Whitcomb confirms two swatting-related incidents have happened in Seattle since that June flag was raised by a community member. That includes the incident shown in the above video from August 24. He says that the investigation into this swatting attempt is ongoing and that the affected citizen was "very clearly swatted, very specific to the apartment number." An investigation into another swatting attempt, which centered around a Seattle library in August, is also still ongoing, he says.
In today's public notice, Whitcomb emphasized SPD's claim that the department had to "engineer" its answer to the problem of swatting. "If you do an Internet search for 'swatting,'" Whitcomb says. "You'll find a lot of instances of how people are affected, calls for stiffer penalties, and how police investigators have tracked down swatters from all the way across the country when that crime has ended in its most tragic form."
"But you won't find any anti-swatting solutions," he adds.
This is Seattle, right? We’ve got technology here.
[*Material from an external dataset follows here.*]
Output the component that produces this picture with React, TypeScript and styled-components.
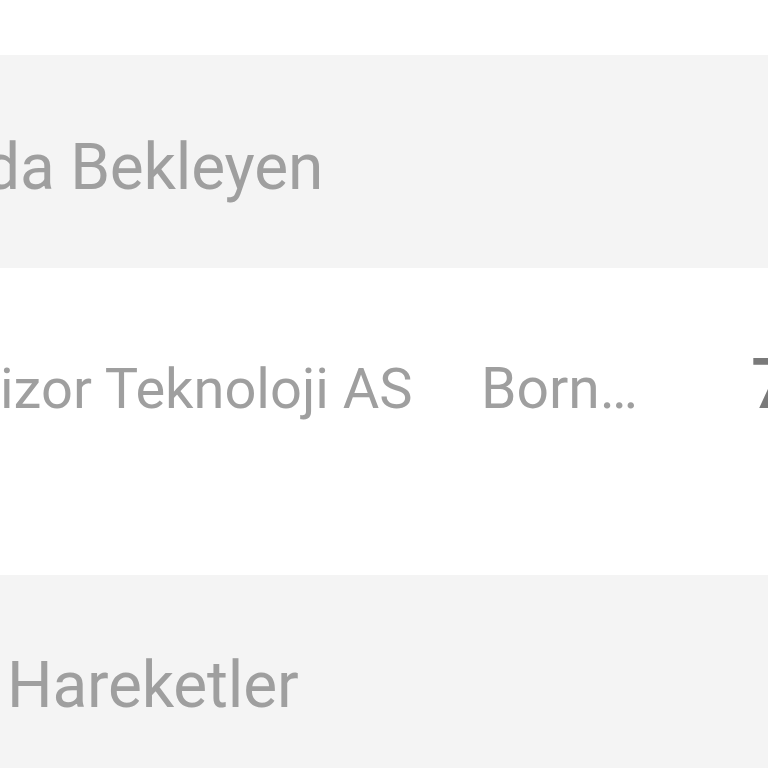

In response to general Seattle police practices, especially in cases where someone may not have proactively filed a report about possible swatting, Whitcomb emphasizes his department's standard training protocol for "tactical deescalation and hostage negotiation," along with considerations of "all the little nuances" of a particular report. He cited, as a hypothetical example, a "shots fired" report at a public space that has only been reported once, by a caller from an anonymous phone number. "That might raise some suspicions," he adds. He confirms that new anti-swatting submissions will be considered as another "little nuance" in those instances.
"This phenomenon, which is a national issue, is quite frankly causing a tremendous amount of fear and anxiety in the community that we serve," Whitcomb says. "This is Seattle, right? We've got technology here—video game development, both from big companies and indie studios, and a very rich online broadcasting community. Everything from arts-and-crafts to cooking to video game streaming. We know swatting has ended in tragedy in its most vile form. At its most general form, it's a way to intimidate or harass people. That's just wrong."